Can you see the effects of other hurricanes on unemployment?
Nothing as dramatic. There seem to be small decreases in unemployment in Florida right after Hurricane Andrew (Aug 1992) and in New York after Sandy (Oct 2012), but the decreases are minor. For your reference, here are the dates of some destructive hurricanes:
  1. Andrew Aug 1992
  2. Charley Aug 2004
  3. Ivan Sept 2004
  4. Wilma Oct 2005
  5. Ike Sept 2008
  6. Irene Aug 2011
  7. Sandy Oct 2012
How did you make the cartograms?
I used the program ScapeToad, which implements of the Gastner/Newman [2004] cartogram technique. (Newman has another implementation on his web site.) I defined cartogram parameters manually, and used 6000 points for the first grid, 1024 for the second, and 3 iterations. As a starting point, I used the county shapefiles from the US Census Bureau. For the population, I used the Census Bureau intercensal estimates.

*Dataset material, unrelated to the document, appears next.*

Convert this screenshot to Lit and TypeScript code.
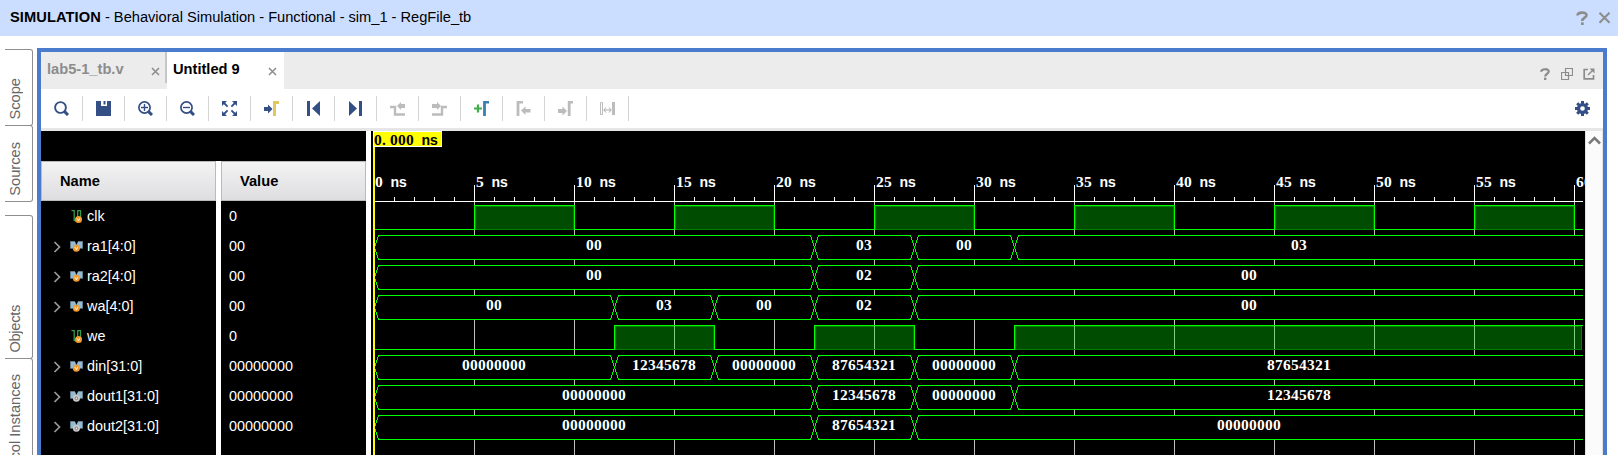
import { LitElement, html, svg, css } from "lit";
import { customElement, property } from "lit/decorators.js";

const NAVY = "#344f86";
const GRAY = "#bcbcbc";

const toolIcons = [
  svg`<circle cx="6.5" cy="6.5" r="5.4" fill="none" stroke=${NAVY} stroke-width="1.9"/><path d="M10.4 10.4 14 14" stroke=${NAVY} stroke-width="3"/>`,
  svg`<path d="M0 0H5V5H11V0H15V15H0Z" fill=${NAVY}/><path d="M7.500 0H9.500V3.500H7.500Z" fill=${NAVY}/>`,
  svg`<circle cx="6.5" cy="6.5" r="5.6" fill="none" stroke=${NAVY} stroke-width="1.7"/><path d="M10.6 10.6 14 14" stroke=${NAVY} stroke-width="3"/><path d="M3 6.500H10M6.500 3V10" stroke=${NAVY} stroke-width="1.4"/>`,
  svg`<circle cx="6.5" cy="6.5" r="5.6" fill="none" stroke=${NAVY} stroke-width="1.7"/><path d="M10.6 10.6 14 14" stroke=${NAVY} stroke-width="3"/><path d="M3 6.500H10" stroke=${NAVY} stroke-width="1.4"/>`,
  svg`<path d="M0 0H5L0 5ZM15 0V5L10 0ZM0 15V10L5 15ZM15 15H10L15 10Z" fill=${NAVY}/><path d="M2 2 5.600 5.600M13 2 9.400 5.600M2 13 5.600 9.400M13 13 9.400 9.400" stroke=${NAVY} stroke-width="1.8"/>`,
  svg`<path d="M0 6H4V3.500L8.500 8 4 12.500V10H0Z" fill=${NAVY}/><path d="M10.500 15V1.500H15" fill="none" stroke="#e0c75e" stroke-width="3"/>`,
  svg`<path d="M1 0H4V15H1ZM14 0V15L6 7.500Z" fill=${NAVY}/>`,
  svg`<path d="M1 0V15L9 7.500ZM11 0H14V15H11Z" fill=${NAVY}/>`,
  svg`<path d="M0 6H5V13.500H15" fill="none" stroke=${GRAY} stroke-width="2.400"/><path d="M7 5 11 1V3H15V7H11V9Z" fill=${GRAY}/>`,
  svg`<path d="M0 13.500H10V6H15" fill="none" stroke=${GRAY} stroke-width="2.400"/><path d="M9 5 5 1V3H0V7H5V9Z" fill=${GRAY}/>`,
  svg`<path d="M0 7.500H8M4 3.500V11.500" stroke="#3fae49" stroke-width="2.200"/><path d="M10.500 15V1.200H15" fill="none" stroke="#3b7fb0" stroke-width="2.800"/>`,
  svg`<path d="M2 15V1.200H7" fill="none" stroke=${GRAY} stroke-width="2.800"/><path d="M5 9.500 9.500 5.500V8H14.500V11.500H9.500V14Z" fill=${GRAY}/>`,
  svg`<path d="M11.200 15V1.200H15" fill="none" stroke=${GRAY} stroke-width="2.800"/><path d="M9 10 4.500 5.500V8H0V12H4.500V14.500Z" fill=${GRAY}/>`,
  svg`<path d="M.5 1.500H2.500V13.500H.5Z" fill="none" stroke=${GRAY}/><path d="M12 1H15V14H12Z" fill=${GRAY}/><path d="M4 9H11M6 6.500 3.800 9 6 11.500M9 6.500 11.200 9 9 11.500" fill="none" stroke="#a8a8a8"/>`,
];

interface Signal {
  name: string;
  value: string;
  kind: "bit" | "bus";
  port: "in" | "out";
  segs: [number, string][];
}

const signals: Signal[] = [
  { name: "clk", value: "0", kind: "bit", port: "in", segs: [[0, "0"], [5, "1"], [10, "0"], [15, "1"], [20, "0"], [25, "1"], [30, "0"], [35, "1"], [40, "0"], [45, "1"], [50, "0"], [55, "1"], [60, "0"]] },
  { name: "ra1[4:0]", value: "00", kind: "bus", port: "in", segs: [[0, "00"], [22, "03"], [27, "00"], [32, "03"]] },
  { name: "ra2[4:0]", value: "00", kind: "bus", port: "in", segs: [[0, "00"], [22, "02"], [27, "00"]] },
  { name: "wa[4:0]", value: "00", kind: "bus", port: "in", segs: [[0, "00"], [12, "03"], [17, "00"], [22, "02"], [27, "00"]] },
  { name: "we", value: "0", kind: "bit", port: "in", segs: [[0, "0"], [12, "1"], [17, "0"], [22, "1"], [27, "0"], [32, "1"]] },
  { name: "din[31:0]", value: "00000000", kind: "bus", port: "in", segs: [[0, "00000000"], [12, "12345678"], [17, "00000000"], [22, "87654321"], [27, "00000000"], [32, "87654321"]] },
  { name: "dout1[31:0]", value: "00000000", kind: "bus", port: "out", segs: [[0, "00000000"], [22, "12345678"], [27, "00000000"], [32, "12345678"]] },
  { name: "dout2[31:0]", value: "00000000", kind: "bus", port: "out", segs: [[0, "00000000"], [22, "87654321"], [27, "00000000"]] },
];

const badge = (port: string, x: number, y: number) =>
  port === "in"
    ? svg`<circle cx=${x} cy=${y} r="3.500" fill="#f29a2e"/><path d=${`M${x - 1.5} ${y - 1.5}L${x} ${y + 1.5}L${x + 1.5} ${y - 1.5}`} fill="none" stroke="#fff" stroke-width=".8"/>`
    : svg`<circle cx=${x} cy=${y} r="3.500" fill="#c9c9c9"/><circle cx=${x} cy=${y} r="1.300" fill="#eee" stroke="#777" stroke-width="1"/>`;

@customElement("wave-view")
export class WaveView extends LitElement {
  static styles = css`
    :host { display: block; background: #000; overflow: hidden; }
    svg { display: block; }
    text { font: bold 15.5px "Liberation Serif", serif; fill: #fff; white-space: pre; }
    .unit { font: bold 14.4px "Liberation Mono", monospace; }
    .dark { fill: #000; }
  `;

  // Canvas origin is the left edge of the view; time zero sits 3px in.
  private x(ns: number) {
    return 3 + ns * 20;
  }

  private label(str: string, x: number, y: number, cls = "") {
    const cut = str.indexOf(" ns");
    const digits = cut < 0 ? str : str.slice(0, cut);
    const pos = (n: number, from: number) => Array.from({ length: n }, (_, i) => from + i * 8).join(" ");
    return svg`<text class=${cls} y=${y} x=${pos(digits.length, x)}>${digits}${cut < 0 ? "" : svg`<tspan class="unit" x=${pos(3, x + digits.length * 8 - 0.5)}> ns</tspan>`}</text>`;
  }

  private bit(s: Signal, top: number) {
    const end = 1212;
    let line = "";
    const fills = s.segs.map(([t, v], i) => {
      const a = this.x(t) + 0.5;
      const last = i === s.segs.length - 1;
      const next = last ? 61 : s.segs[i + 1][0];
      const b = last ? end : this.x(next) + 0.5;
      const y = v === "1" ? top + 0.5 : top + 24.5;
      line += `${i ? "L" : "M"}${a} ${y}L${b} ${y}`;
      if (v !== "1") return null;
      const w = b - a - (last ? 1 : 0);
      const inner = Array.from({ length: 13 }, (_, k) => k * 5).filter((k) => k > t && k < next);
      return svg`<rect x=${a} y=${top + 0.5} width=${w} height="24" fill="#004c00"/>
        <rect x=${a + 1} y=${top + 1.5} width=${w - 2} height="23" fill="none" stroke="#008000"/>
        ${inner.map((k) => svg`<path d=${`M${this.x(k) + 0.5} ${top + 1}V${top + 25}`} stroke="#80cc80"/>`)}`;
    });
    return svg`${fills}<path d=${line} fill="none" stroke="#00ff00"/>
      ${s.segs.map(([t, v], i) => v === "1" ? svg`<path d=${`M${this.x(t) + 2} ${top + 24.5}H${(i < s.segs.length - 1 ? this.x(s.segs[i + 1][0]) : end - 1)}`} stroke="#008000"/>` : null)}`;
  }

  private bus(s: Signal, top: number) {
    const end = 1212;
    return s.segs.map(([t, v], i) => {
      const a = this.x(t) + 0.5;
      const last = i === s.segs.length - 1;
      const b = last ? end : this.x(s.segs[i + 1][0]) + 0.5;
      const y0 = top + 0.5;
      const y1 = top + 24.5;
      const right = last ? `H${b}M${b} ${y1}` : `H${b - 4}L${b} ${top + 12.5}L${b - 4} ${y1}`;
      return svg`<rect x=${a - 0.5} y=${top} width=${b - a + 1} height="25" fill="#000"/>
        <path d=${`M${a} ${top + 12.5}L${a + 4} ${y0}${right}H${a + 4}L${a} ${top + 12.5}`} fill="none" stroke="#00ff00"/>
        ${this.label(v, Math.round((a + b) / 2 - v.length * 4 - 0.5) + (last ? 1 : 0), top + 15)}`;
    });
  }

  render() {
    const ticks = Array.from({ length: 61 }, (_, i) => i);
    const major = ticks.filter((i) => i % 5 === 0);
    return html`<svg width="1214" height="324" shape-rendering="crispEdges">
      ${major.slice(1).map((i) => svg`<path d=${`M${this.x(i) + 0.5} 71V324`} stroke="#bebebe"/>`)}
      ${ticks.slice(1).map((i) => svg`<path d=${`M${this.x(i) + 0.5} ${i % 5 ? 66 : 54}V70`} stroke="#fff"/>`)}
      <path d="M3 70.500H1212" stroke="#fff"/>
      ${major.map((i) => this.label(`${i} ns`, this.x(i) + (i ? 2 : 1), 56))}
      ${signals.map((s, i) => (s.kind === "bit" ? this.bit(s, 74 + i * 30) : this.bus(s, 74 + i * 30)))}
      <rect x="2" y="1" width="2" height="323" fill="#ffff00"/>
      <rect x="2" y="0" width="69" height="16" fill="#fff"/>
      <rect x="3" y="1" width="67" height="14" fill="#ffff00"/>
      ${this.label("0.000 ns", 3, 14, "dark")}
    </svg>`;
  }
}

@customElement("signal-table")
export class SignalTable extends LitElement {
  static styles = css`
    :host { display: flex; flex-direction: column; background: #000; color: #fff; }
    .blank { height: 30px; }
    .cols { display: flex; flex: 1; gap: 5px; background: #fff; }
    .col { background: #000; }
    .name { width: 175px; }
    .value { width: 145px; }
    .head { box-sizing: border-box; height: 40px; border: 1px solid #b9babd; background: linear-gradient(#f3f3f4, #dedee1); color: #000; font-weight: bold; line-height: 38px; padding-left: 18px; }
    .row { display: flex; align-items: center; height: 30px; }
    .value .row { padding-left: 8px; }
    .cell { line-height: 30px; font-size: 14.4px; }
    .exp { width: 29px; height: 30px; flex: none; }
    .ico { width: 17px; height: 30px; flex: none; }
  `;

  private icon(s: Signal) {
    return s.kind === "bit"
      ? svg`<path d="M1.500 9.700H4.200V20M4.200 19.500H7.700V9.700H10.500V17" fill="none" stroke="#2f9e49" stroke-width="1.300"/>${badge(s.port, 8.5, 18.5)}`
      : svg`<path d="M.5 10.500H5L6.400 14 8 10.500H12.500V17.500H.5Z" fill="#93bcd4"/><path d="M.5 17.500V10.500H4.800M8.200 10.500H12.500V17.500" fill="none" stroke="#64808f"/>${badge(s.port, 6.400, 17.300)}`;
  }

  render() {
    return html`<div class="blank"></div>
      <div class="cols">
        <div class="col name">
          <div class="head">Name</div>
          ${signals.map((s) => html`<div class="row">
            <svg class="exp">${s.kind === "bus" ? svg`<path d="M13.500 11 18.500 16 13.500 21" fill="none" stroke="#9a9a9a" stroke-width="1.700"/>` : null}</svg>
            <svg class="ico">${this.icon(s)}</svg>
            <span class="cell">${s.name}</span>
          </div>`)}
        </div>
        <div class="col value">
          <div class="head">Value</div>
          ${signals.map((s) => html`<div class="row"><span class="cell">${s.value}</span></div>`)}
        </div>
      </div>`;
  }
}

@customElement("side-tab")
export class SideTab extends LitElement {
  @property() label = "";
  static styles = css`
    :host { box-sizing: border-box; flex: none; display: flex; align-items: flex-end; border: 1px solid #8e8e8e; border-left: 0; border-radius: 0 3px 3px 0; padding: 0 0 5px 0; color: #666; }
    .txt { writing-mode: vertical-rl; transform: rotate(180deg); white-space: nowrap; line-height: 20px; }
  `;
  render() {
    return html`<span class="txt">${this.label}</span>`;
  }
}

@customElement("app-root")
export class AppRoot extends LitElement {
  static styles = css`
    :host { display: flex; flex-direction: column; width: 1618px; height: 455px; overflow: hidden; background: #fff; color: #000; font: 14.67px "Liberation Sans", Arial, sans-serif; }
    .title { display: flex; align-items: center; height: 36px; flex: none; background: #ccdeff; padding: 0 7px 0 10px; }
    .title-text { flex: 1; white-space: pre; line-height: 34px; padding-bottom: 2px; letter-spacing: -.02px; }
    .title-text b { letter-spacing: .08px; }
    .title-icons { display: flex; gap: 9px; }
    .main { display: flex; flex: 1; min-height: 0; }
    .side { width: 28px; padding: 13px 4px 0 5px; display: flex; flex-direction: column; flex: none; }
    .t1 { height: 77px; }
    .t2 { height: 77px; margin-top: -1px; }
    .t3 { height: 144px; margin-top: 13px; letter-spacing: -.3px; }
    .t4 { height: 143px; margin-top: -1px; }
    .panel { box-sizing: border-box; width: 1570px; margin-top: 12px; border: 4px solid #4a7bcd; border-bottom: 0; display: flex; flex-direction: column; }
    .tabs { display: flex; height: 37px; flex: none; background: #ececec; }
    .tab { box-sizing: border-box; display: flex; align-items: center; justify-content: space-between; font-weight: bold; line-height: 34px; padding-bottom: 3px; }
    .tab svg { margin-top: 4px; }
    .idle { width: 126px; height: 31px; border-right: 2px solid #c6c6c6; padding: 3px 5px 0 6px; color: #8c8c8c; }
    .active { width: 117px; background: #fff; padding: 0 7px 3px 6px; }
    .tab-icons { display: flex; align-items: center; margin-left: auto; gap: 10px; padding: 7px 8px 0 0; }
    .tools { display: flex; align-items: center; height: 39px; flex: none; border-bottom: 3px solid #e6e6e6; }
    .tool { box-sizing: border-box; width: 42px; height: 25px; border-right: 1px solid #d4d4d4; display: flex; align-items: center; justify-content: center; }
    .gear { margin: 0 13px 0 auto; }
    .body { display: flex; flex: 1; min-height: 0; }
    signal-table { width: 325px; flex: none; }
    wave-view { width: 1214px; margin-left: 5px; flex: none; }
    .scroll { width: 16px; margin-left: auto; border-left: 1px solid #e4e4e4; border-right: 1px solid #e4e4e4; background: #fbfbfb; }
    svg { display: block; flex: none; }
  `;

  private close() {
    return html`<svg width="9" height="9"><path d="M1 1 8 8M8 1 1 8" stroke="#8c8c8c" stroke-width="1.500"/></svg>`;
  }

  render() {
    return html`
      <div class="title">
        <span class="title-text"><b>SIMULATION</b> - Behavioral Simulation - Functional - sim_1 - RegFile_tb</span>
        <div class="title-icons">
          <svg width="13" height="14"><path d="M1.500 4.500C1.500 .8 10.500 .6 10.500 4.200 10.500 6.700 6.200 6.500 6.200 10" fill="none" stroke="#8c8c8c" stroke-width="2.600"/><path d="M5 11.300H7.700V14H5Z" fill="#8c8c8c"/></svg>
          <svg width="13" height="14"><path d="M1.500 1.800 11.500 11.800M11.500 1.800 1.500 11.800" stroke="#8c8c8c" stroke-width="2"/></svg>
        </div>
      </div>
      <div class="main">
        <div class="side">
          <side-tab class="t1" label="Scope"></side-tab>
          <side-tab class="t2" label="Sources"></side-tab>
          <side-tab class="t3" label="Objects"></side-tab>
          <side-tab class="t4" label="Protocol Instances"></side-tab>
        </div>
        <div class="panel">
          <div class="tabs">
            <div class="tab idle">lab5-1_tb.v ${this.close()}</div>
            <div class="tab active">Untitled 9 ${this.close()}</div>
            <div class="tab-icons">
              <svg width="11" height="12"><path d="M1.200 3.800C1.200 .4 8.800 .4 8.800 3.600 8.800 5.800 5.200 5.800 5.200 8.500" fill="none" stroke="#8c8c8c" stroke-width="2.200"/><path d="M4 9.600H6.400V12H4Z" fill="#8c8c8c"/></svg>
              <svg width="12" height="12"><path d="M4.500 .5H11.500V7.500H4.500ZM.5 4.500H7.500V11.500H.5Z" fill="none" stroke="#8c8c8c" stroke-width="1.200"/></svg>
              <svg width="12" height="12"><path d="M5 1.500H1.200V10.800H10.500V7" fill="none" stroke="#8c8c8c" stroke-width="1.700"/><path d="M6.500 .5H11.500V5.500Z" fill="#8c8c8c"/><path d="M5 7 9.500 2.500" stroke="#8c8c8c" stroke-width="1.500"/></svg>
            </div>
          </div>
          <div class="tools">
            ${toolIcons.map((i) => html`<div class="tool"><svg width="15" height="15" viewBox="0 0 15 15">${i}</svg></div>`)}
            <svg class="gear" width="15" height="15" viewBox="0 0 15 15">
              <path d="M7.500 0V15M0 7.500H15M2.200 2.200 12.800 12.800M12.800 2.200 2.200 12.800" stroke=${NAVY} stroke-width="3"/>
              <circle cx="7.500" cy="7.500" r="5.500" fill=${NAVY}/><circle cx="7.500" cy="7.500" r="2.300" fill="#fff"/>
            </svg>
          </div>
          <div class="body">
            <signal-table></signal-table>
            <wave-view></wave-view>
            <div class="scroll"><svg width="16" height="16"><path d="M3 12.500 8.500 7 14 12.500" fill="none" stroke="#7a7a7a" stroke-width="2.500"/></svg></div>
          </div>
        </div>
      </div>`;
  }
}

Are the population estimates you used to make the cartograms accurate?
Not very, unfortunately. The intercensual estimates are just an interpolation between the two every-ten-years census figures on either side. They are okay for a rough estimate, but they won't show dramatic changes (like the post-Katrina exodus from Louisiana) accurately.
How do you make the map tiles?
I use a framework that I wrote myself in PHP. You can read more about the technical details in a blog post, Optimizing Map Tile Generation.

For this map, I actually pre-rendered complete (static) tiles for zoom levels 0-5, just because there are so many and you can whip through them so quickly by clicking on the county graph or by hammering on the "Next Month" or "Previous Month" buttons. Tiles at higher zoom levels have the geometric skeletons pre-rendered, but the colouring is done on-the-fly.

Why does the name Newman sound vaguely familiar in the context of cartograms?
Probably because he did the Purple America elections cartograms.
How did you make the graphs of the unemployment by county over time?
Using the R statistical package. It has really great graphing tools.